However, the agreement was made deceitfully. When the men of Shechem had been circumcised and were feeling sore, Simeon and Levi attacked the city and killed them all. Their father Jacob was greatly displeased with this and and he told Simeon and Levi they had made him stink among the inhabitants of the Land. Clearly, he was afraid of retaliation.


Circumcision of Moses' Son

Moses was born in a Levite family during the days of affliction when Pharaoh had issued an order that all male children among the Hebrews should be killed at birth. His mother hid him for three months (during which time he would have been circumcised on the eighth day) and then he was put in a basket in the bulrushes and picked up by Pharaoh's daughter. Moses grew up in Pharaoh's house and was brought up as an Egyptian, although he sympathised with the Hebrews and on one occasion he saw an Egyptian hitting a Hebrew, so he killed the Egyptian. At first he thought nobody had seen him, then he realised it had become common knowledge that he had killed an Egyptian, so he fled to the land of Midian where he married Zipporah, the daughter of the priest of Midian.

Then God spoke to Moses out of the burning bush and told him how he would have to go and speak to Pharaoh, and would lead the Israelites out of Egypt. God introduced himself in a rather interesting way:

I am the God of thy father, the God of Abraham, the God of Isaac, and the God of Jacob. (Exodus 3:6).

Moses had spent so long away from his Hebrew people, he had become unsure of his identity. He had been brought up as an Egyptian, and then he lived in exile in Midian, so he had very little contact with the Hebrews. God wanted to remind him that he was an Israelite, and that his ancestors were Abraham, Isaac and Jacob.

As long as Moses was away from his people, it didn't seem to matter all that much that he had not circumcised his son. But then when God had finished speaking with him and he was on his way, to return to his people and speak to Pharaoh, God wanted Moses' son to be circumcised. It was so important that God was prepared to kill Moses for failing to do it.

And it came to pass by the way in the inn, that the Lord met him, and sought to kill him. Then Zipporah took a sharp stone, and cut off the foreskin of her son, and cast it at his feet, and said, Surely a bloody husband art thou to me. So he let him go: then she said, A bloody husband thou art, because of the circumcision. (Exodus 4:24-26).

In other words, she said "Why should I have to do this bloody job" (if you'll forgive the language).

Here again, we see that circumcision becomes important when Moses comes to live among the Israelites. It is a sign of identification with the people and their hope to return to the Land of Israel.

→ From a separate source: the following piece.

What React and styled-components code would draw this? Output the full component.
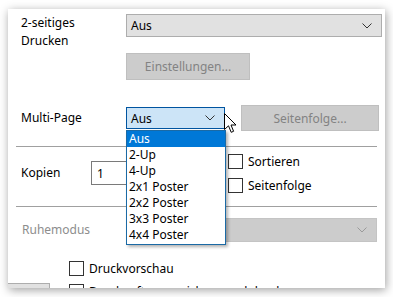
import React from "react";
import styled, { createGlobalStyle } from "styled-components";

const Global = createGlobalStyle`
  html, body { margin: 0; padding: 0; background: #ffffff; }
  body { width: 393px; height: 297px; overflow: hidden; }
  * { box-sizing: border-box; }
`;

const Page = styled.div`
  padding: 9px 8px 0 8px;
  font-family: "Noto Sans", "Liberation Sans", sans-serif;
  font-size: 12px;
  color: #000;
`;

const Window = styled.div`
  position: relative;
  width: 377px;
  height: 279px;
  background: #fff;
  overflow: hidden;
  box-shadow: 1px 2px 9px rgba(0, 0, 0, 0.38);
`;

const Content = styled.div`
  display: flex;
  flex-direction: column;
`;

const Row = styled.div`
  display: flex;
  align-items: ${(p) => p.$align || "center"};
  padding-left: ${(p) => p.$pl ?? 13}px;
  padding-top: ${(p) => p.$pt || 0}px;
`;

const Label = styled.div`
  width: ${(p) => p.$w || 105}px;
  flex: none;
  line-height: 18px;
  color: ${(p) => (p.$disabled ? "#8d8d8d" : "#000")};
  padding-left: ${(p) => p.$pl || 0}px;
`;

const Select = styled.div`
  display: flex;
  align-items: center;
  justify-content: space-between;
  width: ${(p) => p.$w}px;
  height: ${(p) => p.$h}px;
  padding: 0 9px 0 4px;
  background: ${(p) => (p.$focus ? "#cce4f7" : p.$disabled ? "#cccccc" : "#e1e1e1")};
  border: 1px solid ${(p) => (p.$focus ? "#0054a0" : p.$disabled ? "#c4c4c4" : "#adadad")};
  color: #000;
  flex: none;
`;

const Button = styled.div`
  display: flex;
  align-items: center;
  justify-content: center;
  width: ${(p) => p.$w}px;
  height: ${(p) => p.$h}px;
  margin-left: ${(p) => p.$ml || 0}px;
  background: #cccccc;
  border: 1px solid #bfbfbf;
  color: #838383;
  flex: none;
`;

const Separator = styled.div`
  height: 1px;
  background: #a0a0a0;
  margin: ${(p) => p.$mt}px 8px 0 8px;
`;

const Input = styled.div`
  width: 60px;
  height: 24px;
  border: 1px solid #7a7a7a;
  padding-left: 5px;
  display: flex;
  align-items: center;
  flex: none;
`;

const CheckCol = styled.div`
  display: flex;
  flex-direction: column;
  gap: 8px;
  margin-left: ${(p) => p.$ml || 0}px;
`;

const Check = styled.div`
  display: flex;
  align-items: center;
  gap: 5px;
  height: 16px;
  margin-left: ${(p) => p.$ml || 0}px;
  white-space: nowrap;
`;

const Box = styled.span`
  width: 15px;
  height: 15px;
  border: 1px solid #333;
  background: #fff;
  flex: none;
`;

const Stub = styled.div`
  width: 42px;
  height: 14px;
  background: #e1e1e1;
  border: 1px solid #adadad;
  border-left: none;
  flex: none;
`;

const DropList = styled.ul`
  position: absolute;
  left: 118px;
  top: 121px;
  width: 100px;
  margin: 0;
  padding: 0 0 1px 0;
  list-style: none;
  background: #fff;
  border: 1px solid #1b6aa5;
  box-shadow: 2px 2px 3px rgba(0, 0, 0, 0.3);
  z-index: 2;
`;

const Item = styled.li`
  height: 16px;
  line-height: 16px;
  padding-left: 2px;
  background: ${(p) => (p.$sel ? "#0078d7" : "transparent")};
  color: ${(p) => (p.$sel ? "#fff" : "#000")};
`;

const Cursor = styled.svg`
  position: absolute;
  left: 216px;
  top: 104px;
  z-index: 3;
`;

const Chevron = ({ color = "#333" }) => (
  <svg width="10" height="6" viewBox="0 0 10 6">
    <polyline points="0.5,0.5 5,5 9.5,0.5" fill="none" stroke={color} strokeWidth="1" />
  </svg>
);

const items = ["Aus", "2-Up", "4-Up", "2x1 Poster", "2x2 Poster", "3x3 Poster", "4x4 Poster"];

export default function App() {
  return (
    <>
      <Global />
      <Page>
        <Window>
          <Content>
            <Row $align="flex-start" $pt={5}>
              <Label>
                2-seitiges
                <br />
                Drucken
              </Label>
              <Select $w={256} $h={23}>
                Aus
                <Chevron />
              </Select>
            </Row>
            <Row $pl={118} $pt={3}>
              <Button $w={124} $h={27}>Einstellungen...</Button>
            </Row>
            <Row $pt={25}>
              <Label>Multi-Page</Label>
              <Select $w={99} $h={22} $focus>
                Aus
                <Chevron />
              </Select>
              <Button $w={138} $h={26} $ml={16}>Seitenfolge...</Button>
            </Row>
            <Separator $mt={15} />
            <Row $pt={6}>
              <Label $w={70}>Kopien</Label>
              <Input>1</Input>
              <CheckCol $ml={77}>
                <Check>
                  <Box />
                  Sortieren
                </Check>
                <Check>
                  <Box />
                  Seitenfolge
                </Check>
              </CheckCol>
            </Row>
            <Separator $mt={13} />
            <Row $pt={11}>
              <Label $pl={1} $disabled>Ruhemodus</Label>
              <Select $w={251} $h={24} $disabled>
                <span />
                <Chevron color="#9a9a9a" />
              </Select>
            </Row>
            <Row $pl={61} $pt={18}>
              <Check>
                <Box />
                Druckvorschau
              </Check>
            </Row>
            <Row $pl={0} $pt={7} $align="flex-start">
              <Stub />
              <Check $ml={19}>
                <Box />
                Druckauftrag speichern und drucken
              </Check>
            </Row>
          </Content>
          <DropList>
            {items.map((t, i) => (
              <Item key={t} $sel={i === 0}>
                {t}
              </Item>
            ))}
          </DropList>
          <Cursor width="13" height="21" viewBox="0 0 13 21">
            <path
              d="M0.5,0.5 L0.5,16.5 L4.5,12.8 L7.2,19.3 L9.6,18.3 L7,12 L12,12 Z"
              fill="#fff"
              stroke="#000"
              strokeWidth="1"
              strokeLinejoin="miter"
            />
          </Cursor>
        </Window>
      </Page>
    </>
  );
}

Circumcision at the First Passover

When the Israelites came out of Egypt, and celebrated the first Passover, they were all commanded to be circumcised, including all the strangers who joined them:

And the Lord said unto Moses and Aaron, This is the ordinance of the passover: There shall no stranger eat thereof: But every man's servant that is bought for money, when thou hast circumcised him, then shall he eat thereof. A foreigner and an hired servant shall not eat thereof. In one house shall it be eaten; thou shalt not carry forth ought of the flesh abroad out of the house; neither shall ye break a bone thereof. All the congregation of Israel shall keep it. And when a stranger shall sojourn with thee, and will keep the passover to the Lord, let all his males be circumcised, and then let him come near and keep it; and he shall be as one that is born in the land: for no uncircumcised person shall eat thereof. One law shall be to him that is homeborn, and unto the stranger that sojourneth among you. Thus did all the children of Israel; as the Lord commanded Moses and Aaron, so did they. And it came to pass the selfsame day, that the Lord did bring the children of Israel out of the land of Egypt by their armies. (Exodus 12:43-51).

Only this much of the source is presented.